Jakarta, CNBC Indonesia – Tensi perang geopolitik masih akan membawa dampak bagi perekonomian global di tahun depan. Ekonomi global diperkirakan justru akan semakin melemah di tahun 2023.
Sejumlah kalangan mengungkapkan salah satu pemicu ekonomi global melemah pada tahun depan adalah pengetatan kebijakan moneter yang agresif di belahan negara maju, terutama di Amerika Serikat.
“Korban paling jelas dari suku bunga yang lebih tinggi adalah pasar real estate di AS di mana investasi perumahan akan anjlok dan memberikan hambatan besar pada pertumbuhan ekonomi,” jelas UOB dalam Quarterly Global Outlook Q1 2023, dikutip Senin (5/12/2022).
Ekonomi AS diperkirakan akan jatuh ke dalam jurang resesi, dengan ekonomi melemah atau -0,5% pada keseluruhan tahun di 2023. Kemudian tingkat pengangguran di Negeri Paman Sam tersebut akan mencapai 4,5% pada 2023 akibat peningkatan inflasi dan pertumbuhan ekonomi global.
Sementara negara-negara di kawasan Eropa, pertumbuhan ekonominya diperkirakan juga akan mengalami -0,5%, begitu juga di Inggris yang diperkirakan pertumbuhan ekonominya -0,5%.

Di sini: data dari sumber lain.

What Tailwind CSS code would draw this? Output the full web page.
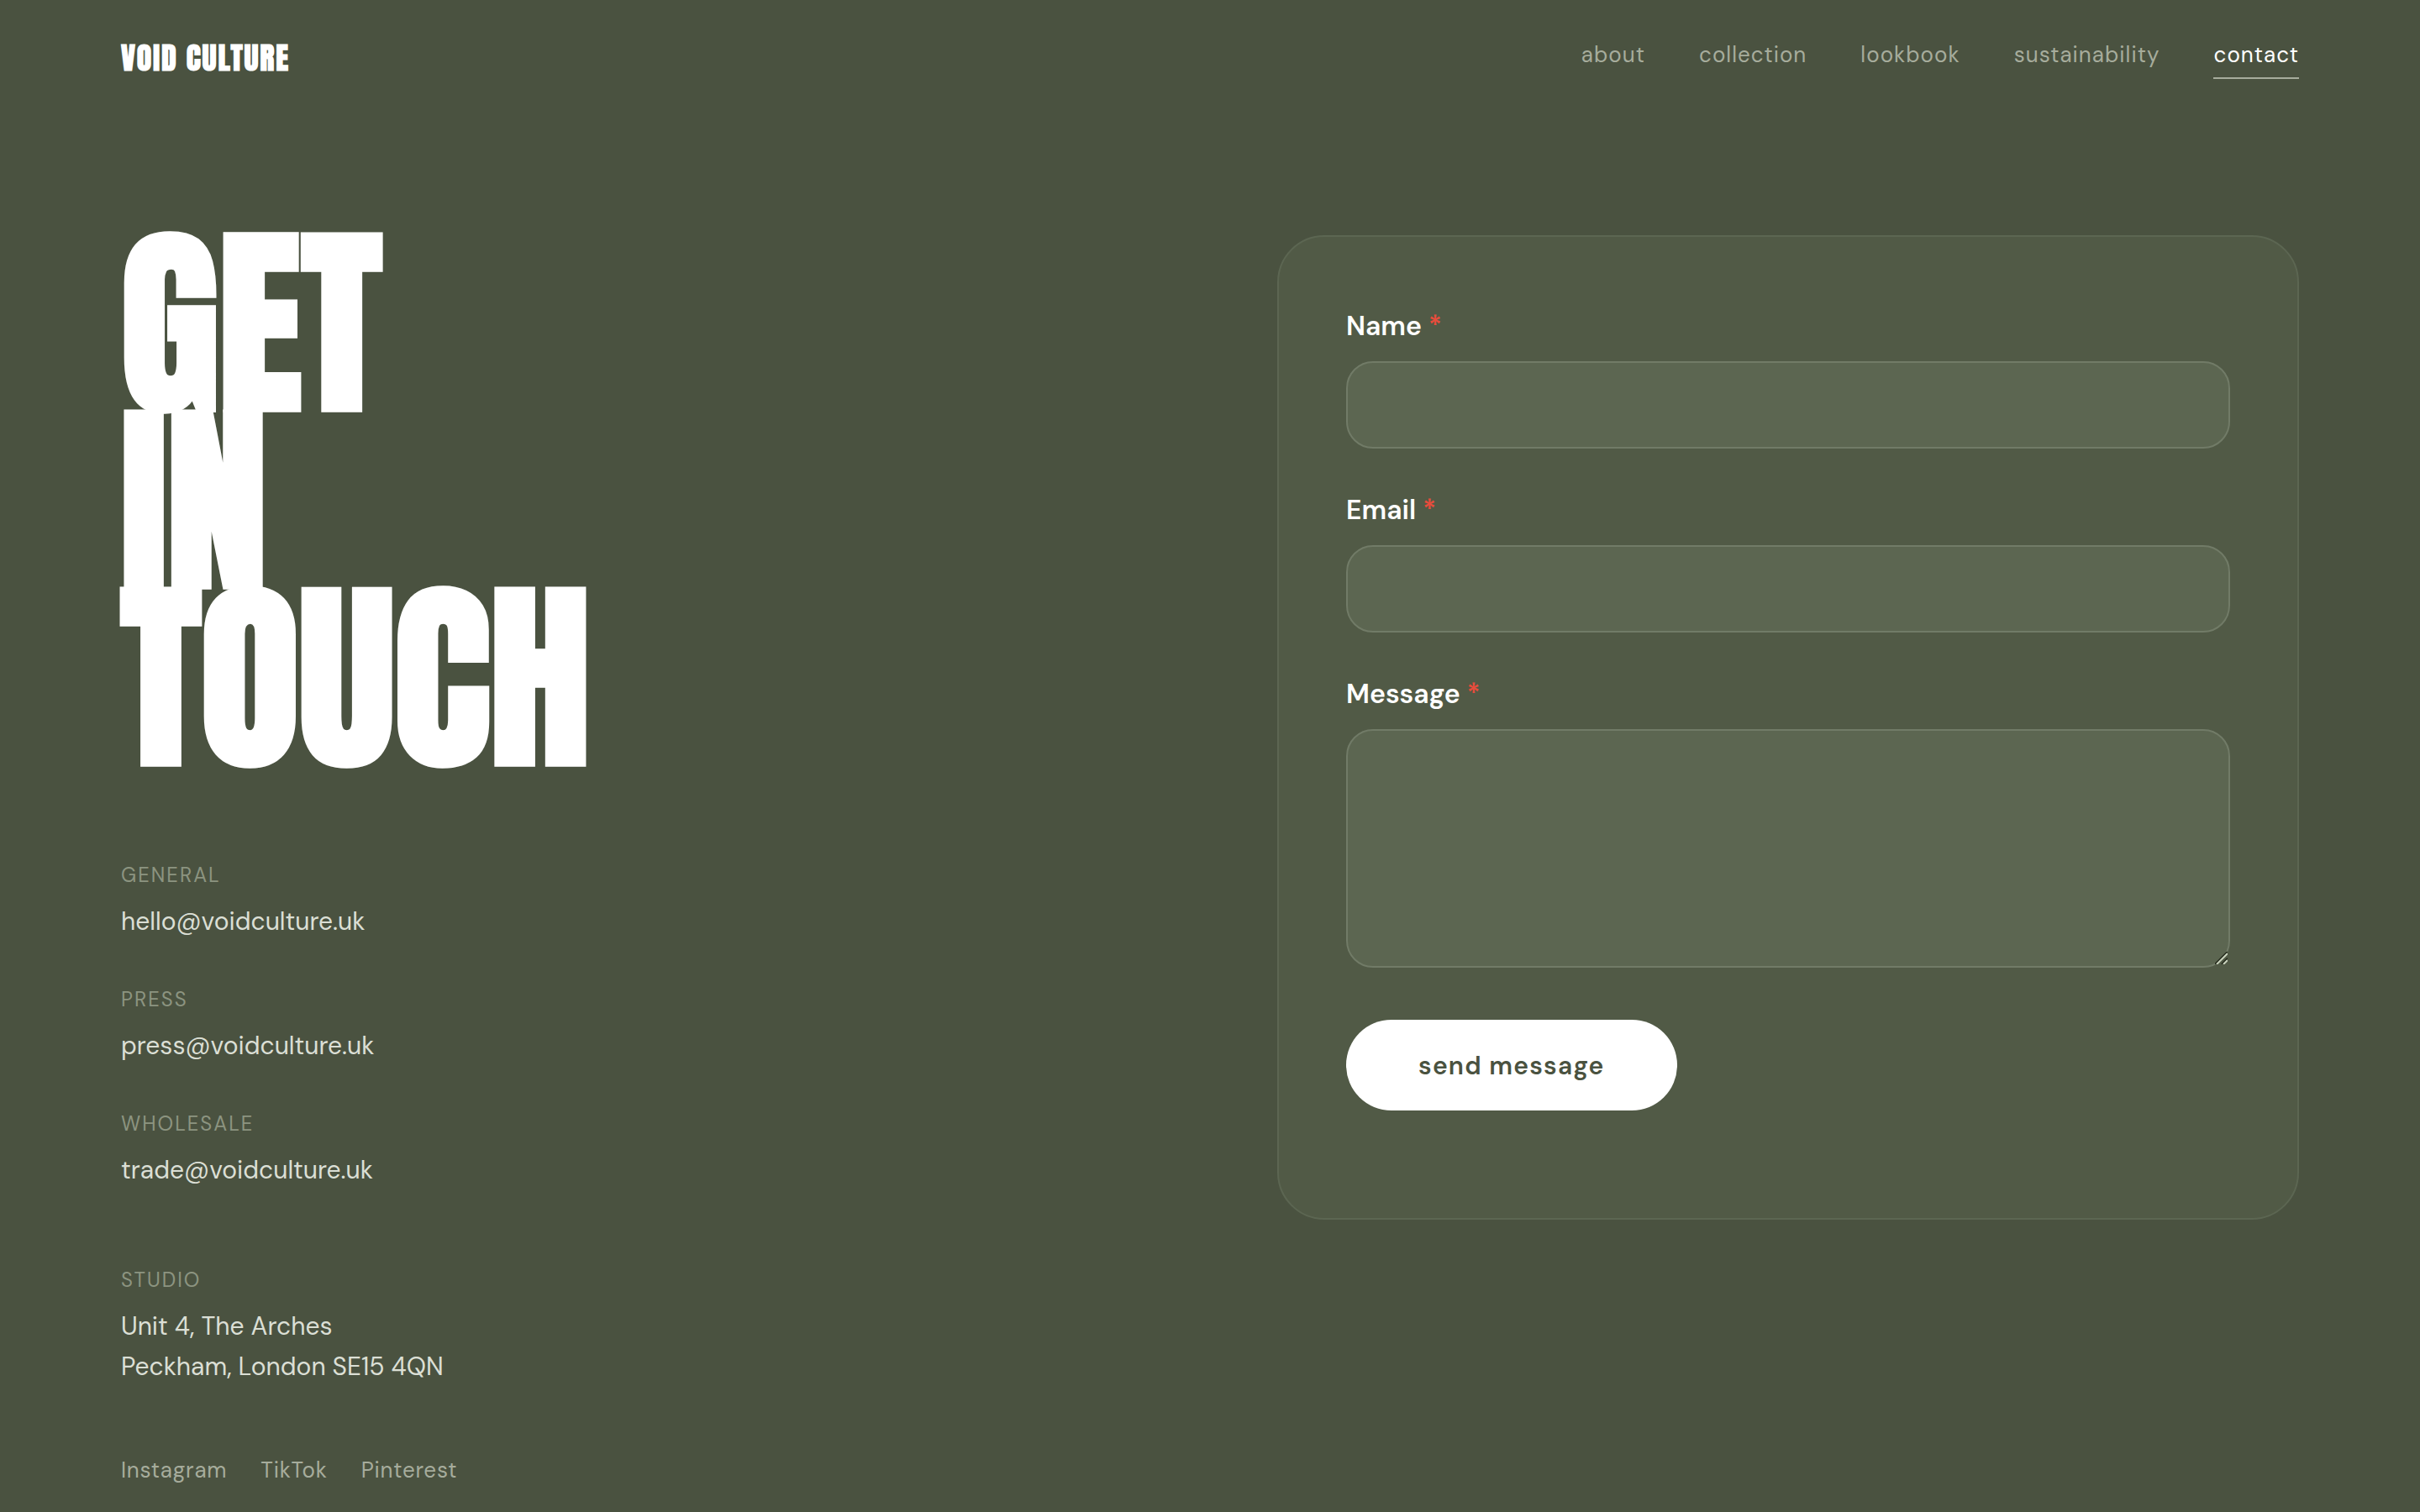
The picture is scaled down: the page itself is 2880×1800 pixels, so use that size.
<!DOCTYPE html>
<html lang="en">

<head>
  <meta charset="UTF-8">
  <meta name="viewport" content="width=device-width, initial-scale=1.0">
  <title>Void Culture - Contact</title>
  <script src="https://cdn.jsdelivr.net/npm/@tailwindcss/browser@4"></script>
</head>

<body class="min-h-screen bg-[#4a5240] font-['DM_Sans','Open_Sans',sans-serif] text-white">
  <header class="flex items-center justify-between px-[5%] pt-10">
    <a href="#" class="font-['Anton','Open_Sans',sans-serif] text-[36px] leading-[58px] font-bold tracking-[0.05em]">VOID CULTURE</a>
    <nav class="flex gap-16 text-[26px] leading-[42px] tracking-[0.04em] text-[#a6ac9c]">
      <a href="#" class="pb-2 hover:text-white">about</a>
      <a href="#" class="pb-2 hover:text-white">collection</a>
      <a href="#" class="pb-2 hover:text-white">lookbook</a>
      <a href="#" class="pb-2 hover:text-white">sustainability</a>
      <a href="#" class="border-b-2 border-[#a6ac9c] pb-1.5 text-white">contact</a>
    </nav>
  </header>

  <main class="grid grid-cols-2 items-start gap-40 px-[5%] pt-[182px] pb-20">
    <section>
      <h1 class="mb-[110px] font-['Anton','Open_Sans',sans-serif] text-[240px] leading-[211px] font-bold">GET<br>IN<br>TOUCH</h1>

      <div class="flex flex-col gap-[50px] text-[30px] leading-[48px] text-[#dbdfd5]">
        <div>
          <h2 class="mb-3 text-2xl leading-[38px] tracking-[2px] text-[#8c9480]">GENERAL</h2>
          <a href="#" class="block">hello@voidculture.uk</a>
        </div>
        <div>
          <h2 class="mb-3 text-2xl leading-[38px] tracking-[2px] text-[#8c9480]">PRESS</h2>
          <a href="#" class="block">press@voidculture.uk</a>
        </div>
        <div>
          <h2 class="mb-3 text-2xl leading-[38px] tracking-[2px] text-[#8c9480]">WHOLESALE</h2>
          <a href="#" class="block">trade@voidculture.uk</a>
        </div>
        <div class="mt-[38px]">
          <h2 class="mb-3 text-2xl leading-[38px] tracking-[2px] text-[#8c9480]">STUDIO</h2>
          <p>Unit 4, The Arches<br>Peckham, London SE15 4QN</p>
        </div>
      </div>

      <div class="mt-[78px] flex gap-10 text-[26px] leading-[42px] tracking-[0.03em] text-[#a6ac9c]">
        <a href="#" class="hover:text-white">Instagram</a>
        <a href="#" class="hover:text-white">TikTok</a>
        <a href="#" class="hover:text-white">Pinterest</a>
      </div>
    </section>

    <form class="rounded-[56px] border-2 border-[#5c6652] bg-[#515a46] px-20 pt-20 pb-32">
      <div class="mb-[47px]">
        <label for="name" class="mb-4 block text-[32px] leading-[52px] font-semibold">Name <span class="text-[#e74c3c]">*</span></label>
        <input type="text" id="name" required class="block h-[104px] w-full rounded-[32px] border-2 border-[#717b67] bg-[#5c6651] px-10 text-[30px] focus:border-white/40 focus:outline-none">
      </div>
      <div class="mb-[47px]">
        <label for="email" class="mb-4 block text-[32px] leading-[52px] font-semibold">Email <span class="text-[#e74c3c]">*</span></label>
        <input type="email" id="email" required class="block h-[104px] w-full rounded-[32px] border-2 border-[#717b67] bg-[#5c6651] px-10 text-[30px] focus:border-white/40 focus:outline-none">
      </div>
      <div class="relative mb-[62px]">
        <label for="message" class="mb-4 block text-[32px] leading-[52px] font-semibold">Message <span class="text-[#e74c3c]">*</span></label>
        <textarea id="message" required class="block h-[284px] w-full resize-y rounded-[32px] border-2 border-[#717b67] bg-[#5c6651] px-10 py-8 text-[30px] focus:border-white/40 focus:outline-none [&::-webkit-resizer]:bg-transparent"></textarea>
        <!-- resize grip -->
        <svg class="pointer-events-none absolute right-[3px] bottom-1 size-[15px]" viewBox="0 0 15 15" fill="none" stroke-width="2">
          <path d="M0 15L15 0M8 15L15 8" stroke="#23291b" />
          <path d="M2 15L15 2M10 15L15 10" stroke="#c9d2bd" />
        </svg>
      </div>
      <button type="submit" class="block h-[108px] rounded-full bg-white px-[86px] text-[30px] font-semibold tracking-[0.04em] text-[#4a5240]">send message</button>
    </form>
  </main>
</body>

</html>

“Kami menilai resesi AS akan terjadi pada paruh pertama tahun 2023, karena kami memproyeksikan the Fed mencapai tingkat terminalnya 5% pada kuartal I-2023 dan akan bertahan hingga sisa tahun kuartal I-2024,” jelas UOB.
Foto: dok UOB
dok UOB |
Kendati demikian, kebijakan suku bunga The Fed diperkirakan memasuki phase kenaikan yang lebih lambat, namun masih akan menaikkan suku bunga kebijakannya jauh lebih tinggi di atas 5%.
“Kita kemudian harus menerima adanya dampak yang lebih negatif pada permintaan agregat dan pada gilirannya, kemungkinan resesi AS yang lebih dalam/berkepanjangan sebagai konsekuensinya,” kata UOB lagi.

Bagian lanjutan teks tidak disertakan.